Cutre, estúpida y chabacana — se celebra un funeral en una
pista de baile…—, su principal atractivo reside en el reparto, donde tenemos a
un carismático Tony Curtis en plena decadencia que interpreta al dueño de la
discoteca, que se come él solo la película, puesto que la experiencia y el
papel que le toca desempeñar, propicia
que de gusto verlo. Sin duda, sus frases, sus sentencias y el como manda a
tomar por el culo a la mafia, justifica el visionado de la cinta, máxime cuando
es sabido que gran parte de sus diálogos en esta película son improvisados. También
tenemos a un jovencísimo Michael Parks como el jefe de seguridad de la
discoteca, un matón que suelta soflamas en contra de los cocainómanos y drogadictos
que pululan por el local, mientras que él luego se meterá rayas sin atisbo de
culpa alguno, y que comienza una carrera en el cine dónde ya se le veía apuntar
maneras con respecto a lo que haría después. Tenemos, también decadente, a Dee
Wallace, quién no encontró muchos papeles destacables después de “E.T. El
Extraterrestre” y se conforma con otros más modestos como el que nos ofrece en
esta película, interpretando a la novia del dueño de la discoteca, que en boca
del propio Curtis “Cuando está borracha se descontrola y se comporta como una
zorra, pero cuando está sobria, es serena, encantadora y más zorra
todavía”. A todo eso, hay que añadirle
que ella, que se gana la vida bailoteando en la discoteca de su novio, se
lamenta de que “es verdaderamente duro estar todos los días con resaca y
acostarse cuando sale el sol”. Y finalmente, protagonizando todo el tinglao,
manejando fatal los nunchaku y dando patadas a diestro y siniestro, tenemos a
Tom Parsekian, espantoso actor que venía de hacer la “Sex Comedy” “Hot Resort”

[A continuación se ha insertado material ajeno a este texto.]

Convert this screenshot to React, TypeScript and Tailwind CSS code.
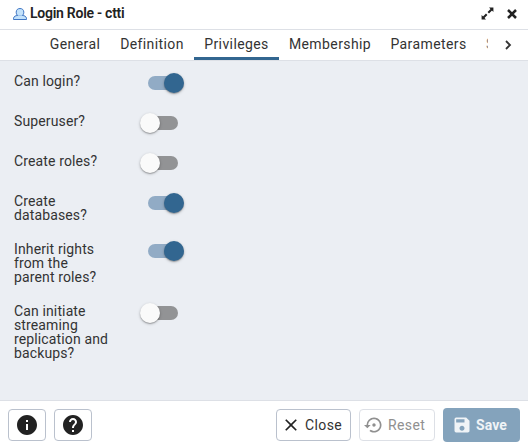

y que ya no volvería a hacer ningún trabajo para el cine. Parkesian consiguió
algo tan impensable como arrebatarle el papel, en el casting, a un emergente y
prometedor Charlie Sheen que también optaba a él.
Curiosamente, la película que es un alegato en contra de las
mafias que llevan los garitos nocturnos, es consecuencia asimismo de
movimientos fraudulentos y mafiosos por parte de uno de los productores: Guy
Collins (quien muchísimos años después sería uno de los productores de la cinta
de animación española “Planeta 51”), quien produjo la película, gastó en ella todo el dinero que
le dio la gana y luego, una vez acabada, no pagó ni un céntimo a varios
miembros de los apartados técnicos y artísticos, incluido el director Norman
Thaddeus Vane. Este, harto de intentar
cobrar sus emonumentos sin conseguirlo, se plantó un buen día en el laboratorio
de revelado y con dos cojones robó el negativo de la película y lo retuvo, sin
que esta pudiera montarse y posteriormente estrenarse, hasta que el productor se
dignó en pagarle su dinero.
La película estuvo editada en su momento en nuestro país por
parte de la entrañable Vestron vídeo, así que supongo que, finalmente, Collins
pagaría a Thaddeus Vane.
Por su parte el director, tras “El Rey de la ciudad”,
titulada en los USA “Club Life”, rodaría un par de títulos intrascendentes, no
siendo, a día de hoy, un director recordado por nada de lo que haya hecho. Como
fuere, “El Rey de la ciudad”, es una entrañable basurilla ochentera, muy
disfrutable, muy marciana, y llena de neón por todas partes.